- [STATED EXERCISE] Read through the entries below and return each line with the word "page".

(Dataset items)
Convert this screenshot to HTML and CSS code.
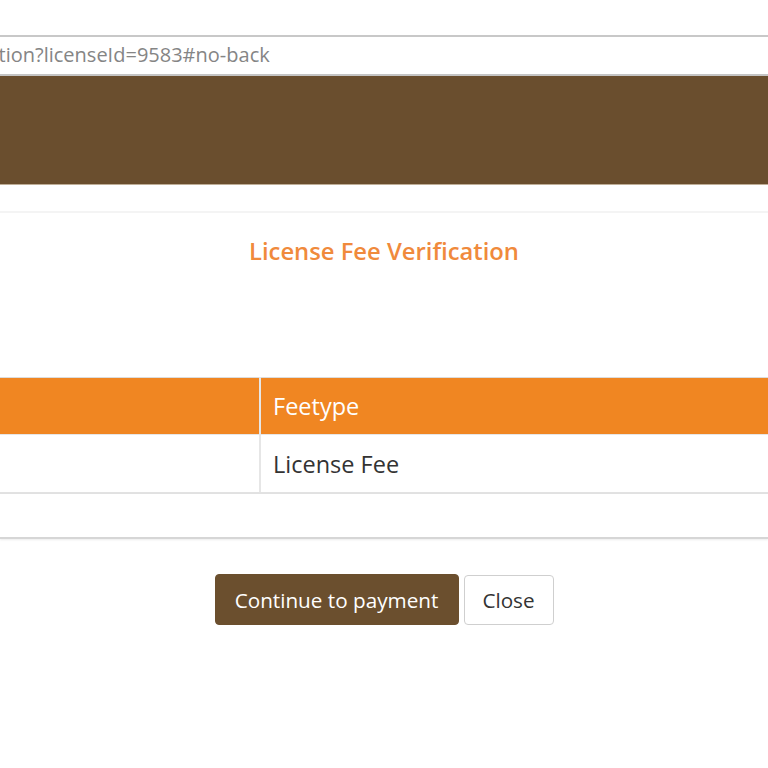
FILE: index.html
```html
<!DOCTYPE html>
<html>
<head>
<meta charset="utf-8">
<link rel="stylesheet" href="styles.css">
</head>
<body>
<div class="top"></div>
<div class="urlbar"><span class="url">ction?licenseId=9583#no-back</span></div>
<div class="banner"></div>
<div class="spacer"></div>
<div class="modal">
  <h2 class="title">License Fee Verification</h2>
  <table class="fees">
    <thead>
      <tr><th class="c1"></th><th>Feetype</th></tr>
    </thead>
    <tbody>
      <tr><td class="c1"></td><td>License Fee</td></tr>
    </tbody>
  </table>
  <div class="tail"></div>
  <div class="actions">
    <button class="btn primary">Continue to payment</button>
    <button class="btn plain">Close</button>
  </div>
</div>
</body>
</html>
```
FILE: styles.css
```css
html, body {
  margin: 0;
  padding: 0;
  background: #fff;
  font-family: "Open Sans", "Liberation Sans", sans-serif;
  overflow: hidden;
}
.top {
  height: 35px;
}
.urlbar {
  height: 37px;
  border-top: 2px solid #c8c8c8;
  border-bottom: 2px solid #c4c4c4;
  display: flex;
  align-items: center;
  overflow: hidden;
  white-space: nowrap;
}
.url {
  font-size: 20px;
  line-height: 24px;
  color: #858585;
  margin-left: -11px;
  margin-top: -2px;
}
.banner {
  height: 108px;
  background: #6a4e2e;
  border-bottom: 1px solid #bfae97;
}
.spacer {
  height: 26px;
  border-bottom: 2px solid #f4f4f4;
}
.modal {
  display: flex;
  flex-direction: column;
}
.title {
  margin: 21px 0 0;
  height: 143px;
  text-align: center;
  font-size: 23.8px;
  font-weight: 600;
  color: #f08a3c;
  line-height: 34px;
}
.fees {
  width: 100%;
  border-collapse: collapse;
  border-top: 1px solid #dcdcdc;
  font-size: 23.5px;
}
.fees th, .fees td {
  text-align: left;
  padding: 0 0 0 12px;
  height: 56px;
  font-weight: 400;
}
.fees th {
  background: #f08622;
  color: #fff;
  border-bottom: 1px solid #e6e6e6;
}
.fees td {
  color: #333;
  height: 57px;
  border-bottom: 2px solid #e2e2e2;
}
.fees .c1 {
  width: 247px;
  border-right: 2px solid #e6e6e6;
}
.tail {
  height: 43px;
  border-bottom: 2px solid #d6d6d6;
  box-shadow: 0 1px 2px rgba(0,0,0,0.08);
}
.actions {
  display: flex;
  justify-content: center;
  gap: 5px;
  padding: 35px 0 0 0;
}
.btn {
  font-family: "Open Sans", "Liberation Sans", sans-serif;
  font-size: 20.7px;
  height: 51px;
  border-radius: 4px;
  padding: 0;
  cursor: pointer;
}
.primary {
  background: #6b4f2e;
  color: #fff;
  border: 1px solid #6b4f2e;
  width: 244px;
}
.plain {
  background: #fff;
  color: #333;
  border: 1px solid #cfcfcf;
  width: 90px;
  height: 50px;
  margin-top: 1px;
}
```
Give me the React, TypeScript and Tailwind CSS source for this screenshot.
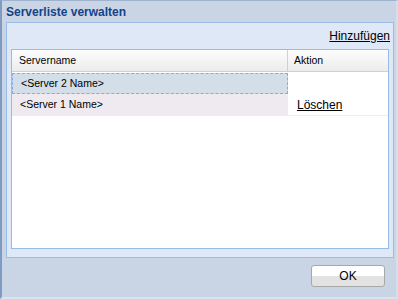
import React from 'react';

const font = { fontFamily: '"Liberation Sans", Arial, sans-serif' };

const App: React.FC = () => (
    <div className="w-[398px] h-[299px] bg-[#c9d5e4] border-l-2 border-t border-r-2 border-b-2 border-l-[#7f9bc2] border-t-[#9fb3cf] border-r-[#d5dfeb] border-b-[#dbe3ee] flex flex-col" style={font}>
        {/* Titel */}
        <div className="h-[21px] flex items-center pl-[4px] text-[12px] font-bold text-[#15428b]">Serverliste verwalten</div>
        {/* Inhalt */}
        <div className="ml-[4px] mr-[2px] h-[236px] border border-[#99bbe8] bg-[#dfe8f6] flex flex-col px-[4px]">
            <div className="h-[26px] flex items-end justify-end pb-[7px]">
                <span className="text-[12px] text-black underline leading-none -mr-[1px]">Hinzufügen</span>
            </div>
            <div className="h-[200px] border border-[#99bbe8] bg-white text-[10.5px] text-black">
                <div className="flex h-[22px] bg-gradient-to-b from-[#fdfdfd] to-[#ececec] border-b border-[#d0d0d0]">
                    <div className="w-[276px] pl-[7px] flex items-center border-r border-[#d0d0d0]">Servername</div>
                    <div className="flex-1 pl-[6px] flex items-center">Aktion</div>
                </div>
                <div className="flex h-[21px] mt-px">
                    <div className="w-[276px] pl-[8px] flex items-center bg-[#d3dee9] border border-dashed border-[#8ea9e2]">&lt;Server 2 Name&gt;</div>
                    <div className="flex-1" />
                </div>
                <div className="flex h-[22px] border-b border-[#ececec]">
                    <div className="w-[276px] pl-[8px] flex items-center bg-[#efe9f0]">&lt;Server 1 Name&gt;</div>
                    <div className="flex-1 pl-[9px] flex items-center text-[12px] underline">Löschen</div>
                </div>
            </div>
        </div>
        {/* Schaltflächen */}
        <div className="flex-1 flex justify-end items-start pt-[7px] pr-[11px]">
            <button className="w-[74px] h-[22px] rounded-[3px] border border-[#a8a8a8] bg-gradient-to-b from-white from-50% to-[#e2e2e2] to-50% text-[12px] text-black">OK</button>
        </div>
    </div>
);

export default App;
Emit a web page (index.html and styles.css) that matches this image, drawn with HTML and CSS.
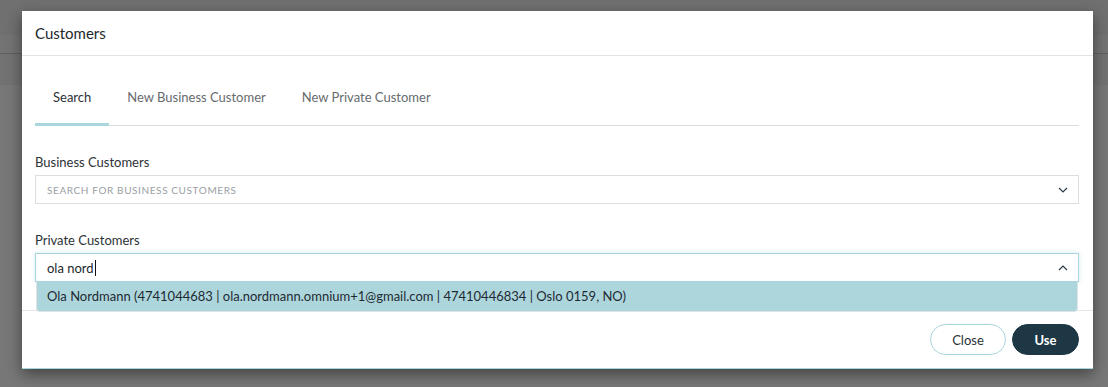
FILE: index.html
```html
<!DOCTYPE html>
<html lang="en">
<head>
    <meta charset="UTF-8">
    <meta name="viewport" content="width=device-width, initial-scale=1.0">
    <title>Customers</title>
    <link rel="stylesheet" href="styles.css">
</head>
<body>
    <div class="backdrop">
        <div class="modal">
            <div class="modal-header">Customers</div>
            <div class="modal-body">
                <ul class="tabs">
                    <li class="tab active">Search</li>
                    <li class="tab">New Business Customer</li>
                    <li class="tab">New Private Customer</li>
                </ul>

                <div class="form-group">
                    <label class="label">Business Customers</label>
                    <div class="select">
                        <span class="placeholder">Search for business customers</span>
                        <svg class="chevron" width="10" height="6" viewBox="0 0 10 6"><path d="M1 1l4 4 4-4" fill="none" stroke="#2b3a44" stroke-width="1.2"/></svg>
                    </div>
                </div>

                <div class="form-group">
                    <label class="label">Private Customers</label>
                    <div class="select select-open">
                        <span class="value">ola nord<span class="caret"></span></span>
                        <svg class="chevron" width="10" height="6" viewBox="0 0 10 6"><path d="M1 5l4-4 4 4" fill="none" stroke="#2b3a44" stroke-width="1.2"/></svg>
                        <div class="options">
                            <div class="option">Ola Nordmann (4741044683 | ola.nordmann.omnium+1@gmail.com | 47410446834 | Oslo 0159, NO)</div>
                        </div>
                    </div>
                </div>
            </div>
            <div class="modal-footer">
                <button class="btn btn-outline">Close</button>
                <button class="btn btn-dark">Use</button>
            </div>
        </div>
    </div>
</body>
</html>
```
FILE: styles.css
```css
* {
    box-sizing: border-box;
}

body {
    margin: 0;
    font-family: 'Lato', 'Open Sans', sans-serif;
    color: #2a2f33;
}

/* grey page behind the dialog */
.backdrop {
    height: 387px;
    padding: 11px 0 0 22px;
    background: linear-gradient(to bottom,
        #6f706f 0, #6f706f 35px,
        #727372 35px, #727372 53px,
        #5f605f 53px, #5f605f 54px,
        #717271 54px, #717271 85px,
        #767776 85px);
}

.modal {
    width: 1071px;
    background-color: #ffffff;
    border-bottom: 1px solid #a9d6dc;
    box-shadow: 0 5px 14px rgba(0, 0, 0, 0.45);
}

.modal-header {
    height: 45px;
    padding: 0 13px;
    line-height: 44px;
    font-size: 15px;
    color: #22282c;
    border-bottom: 1px solid #e3e3e3;
}

.modal-body {
    padding: 0 14px 28px 13px;
}

.tabs {
    display: flex;
    list-style: none;
    margin: 20px 0 0;
    padding: 0;
    border-bottom: 1px solid #dcdcdc;
}

.tab {
    padding: 11px 18px 16px;
    line-height: 20px;
    font-size: 13px;
    color: #666b6e;
    border-bottom: 3px solid transparent;
    margin-bottom: -1px;
}

.tab.active {
    color: #2d3236;
    border-bottom-color: #a9d6dc;
}

.form-group {
    margin-top: 27px;
}

.form-group + .form-group {
    margin-top: 27px;
}

.label {
    display: block;
    line-height: 18px;
    font-size: 13px;
    color: #2d3236;
    margin-bottom: 4px;
}

.select {
    position: relative;
    display: flex;
    align-items: center;
    justify-content: space-between;
    height: 29px;
    padding: 0 10px 0 11px;
    border: 1px solid #dedede;
}

.select-open {
    border-color: #a9d6dc;
    box-shadow: 0 0 4px rgba(169, 214, 220, 0.5);
}

.placeholder {
    font-size: 10px;
    letter-spacing: 0.6px;
    text-transform: uppercase;
    color: #9a9ea3;
}

.value {
    font-size: 13px;
    color: #22282c;
}

.caret {
    display: inline-block;
    width: 1px;
    height: 16px;
    margin-left: 1px;
    vertical-align: -3px;
    background-color: #111111;
}

.chevron {
    display: block;
}

.options {
    position: absolute;
    top: 28px;
    left: 0;
    right: 0;
    background-color: #add6dc;
    border: 1px solid #dfe3e4;
    border-top: none;
    border-radius: 0 0 4px 4px;
}

.option {
    height: 29px;
    line-height: 28px;
    padding: 0 10px;
    font-size: 13px;
    color: #1d2a33;
}

.modal-footer {
    display: flex;
    justify-content: flex-end;
    gap: 6px;
    padding: 13px 14px 13px;
    border-top: 1px solid #e5e5e5;
}

.btn {
    height: 31px;
    border-radius: 16px;
    font-family: inherit;
    font-size: 13px;
    cursor: pointer;
}

.btn-outline {
    width: 76px;
    background-color: #ffffff;
    border: 1px solid #a9d6dc;
    color: #2a3238;
}

.btn-dark {
    width: 67px;
    background-color: #1e3745;
    border: 1px solid #1e3745;
    color: #ffffff;
    font-weight: bold;
}
```
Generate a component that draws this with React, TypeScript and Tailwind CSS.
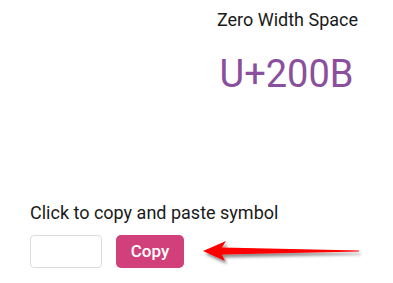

- [COMPLETE RESPONSE]
Emit a web page (index.html and styles.css) that matches this image, drawn with HTML and CSS.
/* grey page behind the dialog */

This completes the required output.